Dr Cruickshank continued to research dicynodonts. To non-experts, dicynodonts all look much the same – animals from three to 10 feet long, with barrel-shaped bodies, a large head with beak-like jaws for chopping plants, massive legs, and a stumpy tail. But to "dicynodontophiles" like Dr Cruickshank, they are objects of beauty – and, as the first major group of plant-eating land vertebrates, vital to understanding the evolution of life on Earth.

Dr Cruickshank took up a lecturing post at the Edinburgh University Department of Zoology, where he met his future wife Enid, a student from Roxburghshire – they were married in 1963 – and he then lectured at Napier College.

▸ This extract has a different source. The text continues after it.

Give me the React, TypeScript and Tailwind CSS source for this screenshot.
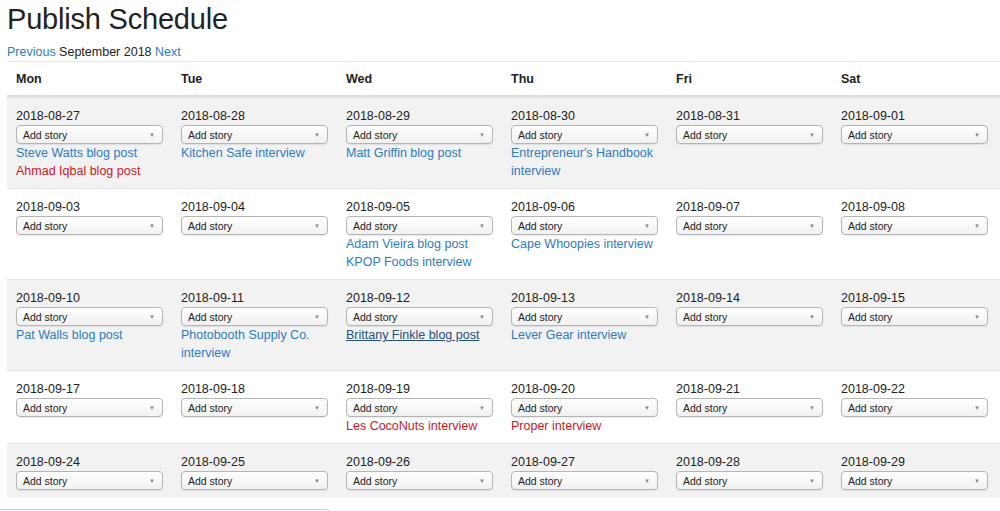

In 1967 he became assistant director of the Bernard Price Institute for Palaeontological Research at the University of the Witwatersrand, Johannesburg.

There he seized the opportunities for work on the Permo-Triassic (around 300 to 200 million years old) rocks of southern Africa and their fossil reptiles. As well as dicynodonts, he also began to explore basal archosaurs – important ancestors of crocodiles and dinosaurs, and therefore birds. By chance, some of the best early archosaur fossils were in South African museums. His 1970s work on Proterosuchus and Erythrosuchus sparked wider interest in the evolution of the group, still today a hot topic of research and debate, in which Dr Cruickshank's detailed anatomical descriptions are still used as definitive sources.

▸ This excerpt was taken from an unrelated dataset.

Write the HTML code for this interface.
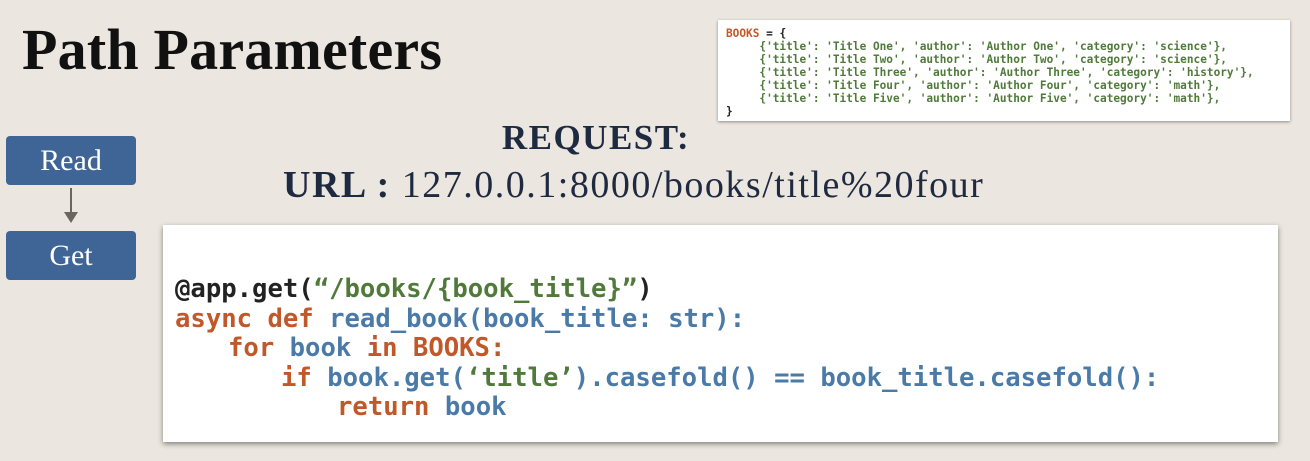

This work led to wider evolutionary studies: he wrote about overall patterns of archosaur evolution, on the origin of dinosaurs, and – with the palaeobotanist John Anderson – detailed overviews of vertebrate faunal successions worldwide.

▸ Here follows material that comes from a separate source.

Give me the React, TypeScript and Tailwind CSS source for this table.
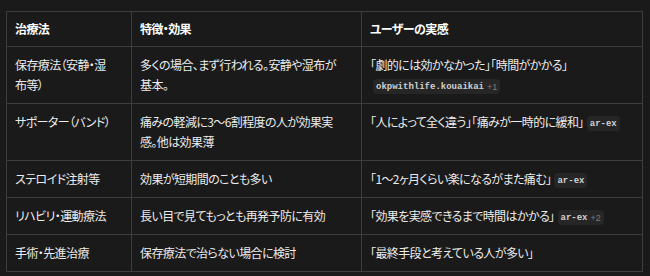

All this work provided one of the first frameworks for understanding this crucial Permo-Triassic time: not only do Triassic rocks document the recovery of life from the most profound mass extinction of all time, at the end of the Permian, but it was also the time of the origin of the dinosaurs as well as key elements of modern vertebrate faunas, including the first frogs, turtles, crocodile ancestors, lizard ancestors, and mammals.

Dr Cruickshank found South Africa exciting but difficult, in both the job and the wider scene; back in the UK, he was a life-long liberal, active in the Liberal Democratic Party. The family returned to Scotland in 1978. However, the new Prime Minister, Mrs Thatcher, had clamped down on university research and he could find no permanent post, but took what work he could get, especially as an Open University tutor.

The family moved to Leicestershire in 1985 when Enid obtained a post as librarian in Rugby. A contract at Leicestershire Museums led Dr Cruickshank to change his research direction, to plesiosaurs, extinct sea-reptiles with four long flippers, of Jurassic and Cretaceous times (200 to 65 million years ago). He described the museums' Rhomaleosaurus, using CT-scanning to study its nasal passages. His work on the first Westbury Pliosaur, on show at Bristol Museum, remains important for elucidating the affinities of the new giant Dorset Pliosaur. The Royal Society of London supported a return to his Gondwanaland roots, working on plesiosaurs in South Africa and Australasia.

Dr Cruickshank's work on plesiosaurs helped reverse the neglect of this important group, and stimulate a younger generation of researchers with whose studies he was much involved, often supervising or examining their doctorates, or working on collaborative papers. He was always on hand to provide information and support.

The Cruickshanks returned to Denholm in 2006 and latterly lived in Hawick. Arthur Cruickshank is survived by his wife Enid, their children Susan, Peter and David, and three grandchildren.